The female lead is named Alma, the Spanish word for "soul." She's a repressed, highly strung, and highly spiritual preacher's daughter who's fallen in love with John, a freewheeling young doctor with a taste for booze. He'll eventually break her spirit by sharing a chart of the human anatomy to prove there is no soul located between the liver and lungs. The story's central image is of a fountain decorated with a carved angel, where Alma and John played as children and where Alma will eventually cut a deal with her own dignity.

Copeland Woodruff's University of Memphis Opera production of Summer and Smoke — adapted from Williams' original play by playwright Lanford Wilson and composer Lee Hoiby — won't shy away from Williams' calculated excess. "The costumes are very 1910-1916," Woodruff says. "But the environment is universal and more expressionistic."

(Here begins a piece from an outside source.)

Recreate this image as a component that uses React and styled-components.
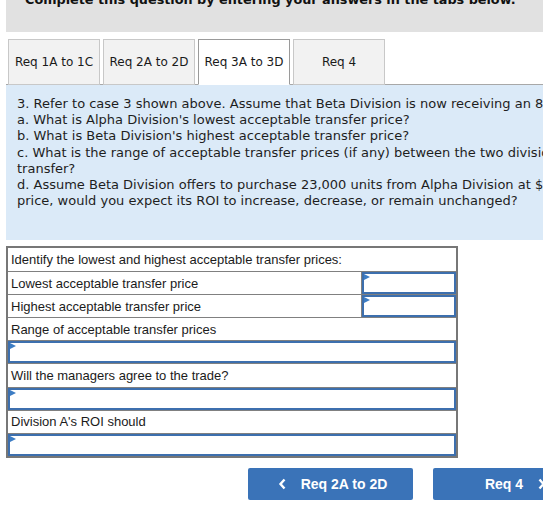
import React from 'react';
import styled, { createGlobalStyle } from 'styled-components';

const Global = createGlobalStyle`
  html, body {
    margin: 0;
    padding: 0;
    background: #ffffff;
    overflow: hidden;
  }
`;

const Page = styled.div`
  width: 543px;
  height: 510px;
  overflow: hidden;
  padding-left: 6px;
  box-sizing: border-box;
  font-family: "DejaVu Sans", Verdana, sans-serif;
  color: #222;
`;

const Banner = styled.div`
  height: 32px;
  background: #e1e1e1;
  overflow: hidden;
  width: 700px;
`;

const BannerText = styled.div`
  margin-top: -8px;
  padding-left: 19px;
  font-weight: bold;
  font-size: 12.8px;
  line-height: 16px;
  white-space: nowrap;
  color: #111;
`;

const TabStrip = styled.div`
  display: flex;
  gap: 3px;
  margin-top: 7px;
  padding-left: 2px;
  border-bottom: 1px solid #a8a8a8;
  width: 700px;
`;

const Tab = styled.div`
  width: 92px;
  height: 46px;
  box-sizing: border-box;
  display: flex;
  align-items: center;
  justify-content: center;
  font-size: 12px;
  white-space: nowrap;
  color: #1a1a1a;
  background: ${p => (p.$active ? '#ffffff' : '#f2f2f2')};
  border: 1px solid ${p => (p.$active ? '#9a9a9a' : '#c8c8c8')};
  border-bottom: ${p => (p.$active ? '1px solid #ffffff' : '1px solid #c8c8c8')};
  margin-bottom: -1px;
`;

const Panel = styled.div`
  background: #dbeaf8;
  height: 155px;
  box-sizing: border-box;
  padding: 11px 0 0 11px;
  width: 700px;
  font-size: 13px;
  line-height: 16.2px;
  color: #1e1e1e;
`;

const Line = styled.div`
  white-space: nowrap;
`;

const Table = styled.div`
  margin-top: 6px;
  width: 452px;
  box-sizing: border-box;
  border: 2px solid #777777;
  font-family: "Liberation Sans", Arial, sans-serif;
  font-size: 13px;
  color: #1b1b1b;
`;

const Row = styled.div`
  display: flex;
  height: 23.1px;
  box-sizing: border-box;
  border-top: ${p => (p.$first ? 'none' : '1px solid #808080')};
`;

const Label = styled.div`
  flex: 1;
  display: flex;
  align-items: center;
  padding-left: 3px;
  white-space: nowrap;
`;

const InputCell = styled.div`
  position: relative;
  box-sizing: border-box;
  width: ${p => (p.$narrow ? '94px' : '100%')};
  border: 2px solid #3d6fae;
  background: #ffffff;
  ${p => (p.$narrow ? 'box-shadow: -1px 0 0 #808080;' : '')}
  &::before {
    content: '';
    position: absolute;
    left: 0;
    top: 0;
    border-left: 6px solid #3d7dc4;
    border-top: 3px solid transparent;
    border-bottom: 3px solid transparent;
  }
`;

const Buttons = styled.div`
  display: flex;
  gap: 20px;
  margin-top: 10px;
  margin-left: 242px;
`;

const NavButton = styled.div`
  display: flex;
  align-items: center;
  justify-content: center;
  gap: 14px;
  width: 165px;
  flex-shrink: 0;
  height: 32px;
  padding-left: ${p => (p.$next ? '0' : '4px')};
  box-sizing: border-box;
  border-radius: 2px;
  background: #3a73b8;
  color: #ffffff;
  font-family: "Liberation Sans", Arial, sans-serif;
  font-weight: bold;
  font-size: 14px;
`;

const Chevron = styled.svg`
  width: 9px;
  height: 12px;
  flex-shrink: 0;
`;

const ChevronLeft = () => (
  <Chevron viewBox="0 0 9 12">
    <path d="M6.5 1.5 L2.5 6 L6.5 10.5" stroke="#fff" strokeWidth="2.4" fill="none" />
  </Chevron>
);

const ChevronRight = () => (
  <Chevron viewBox="0 0 9 12">
    <path d="M2.5 1.5 L6.5 6 L2.5 10.5" stroke="#fff" strokeWidth="2.4" fill="none" />
  </Chevron>
);

const tabs = ['Req 1A to 1C', 'Req 2A to 2D', 'Req 3A to 3D', 'Req 4'];

const lines = [
  '3. Refer to case 3 shown above. Assume that Beta Division is now receiving an 8% price discount from the outside supplier.',
  "a. What is Alpha Division's lowest acceptable transfer price?",
  "b. What is Beta Division's highest acceptable transfer price?",
  'c. What is the range of acceptable transfer prices (if any) between the two divisions? Will the managers agree to a',
  'transfer?',
  'd. Assume Beta Division offers to purchase 23,000 units from Alpha Division at $',
  'price, would you expect its ROI to increase, decrease, or remain unchanged?',
];

export default function App() {
  return (
    <Page>
      <Global />
      <Banner>
        <BannerText>Complete this question by entering your answers in the tabs below.</BannerText>
      </Banner>
      <TabStrip>
        {tabs.map((t, i) => (
          <Tab key={t} $active={i === 2}>{t}</Tab>
        ))}
      </TabStrip>
      <Panel>
        {lines.map((l, i) => (
          <Line key={i}>{l}</Line>
        ))}
      </Panel>
      <Table>
        <Row $first><Label>Identify the lowest and highest acceptable transfer prices:</Label></Row>
        <Row>
          <Label>Lowest acceptable transfer price</Label>
          <InputCell $narrow />
        </Row>
        <Row>
          <Label>Highest acceptable transfer price</Label>
          <InputCell $narrow />
        </Row>
        <Row><Label>Range of acceptable transfer prices</Label></Row>
        <Row><InputCell /></Row>
        <Row><Label>Will the managers agree to the trade?</Label></Row>
        <Row><InputCell /></Row>
        <Row><Label>Division A's ROI should</Label></Row>
        <Row><InputCell /></Row>
      </Table>
      <Buttons>
        <NavButton>
          <ChevronLeft />
          <span>Req 2A to 2D</span>
        </NavButton>
        <NavButton $next>
          <span>Req 4</span>
          <ChevronRight />
        </NavButton>
      </Buttons>
    </Page>
  );
}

Inspired by his mentor, the innovative New York-based director Anne Bogart, Woodruff has tried to find ways to literally bring Williams' haunted landscape to life.

"The children — both the younger John and Alma — are in the prologue and the dialogue," he says. "The set will do, for lack of a better word, magical things. All the doors and windows will open at once, which you don't expect. People tend to think of Williams' plays as kitchen-sink dramas, but that's not where he was going. It's all very poetic."

"Summer and Smoke" at the University of Memphis' Harris Concert Hall, Friday, November 30th, at 7:30 p.m., and Sunday, December 2nd, at 3 p.m. $10 general admission; $7 non-U of M students and seniors; free to U of M students, faculty, and staff with ID.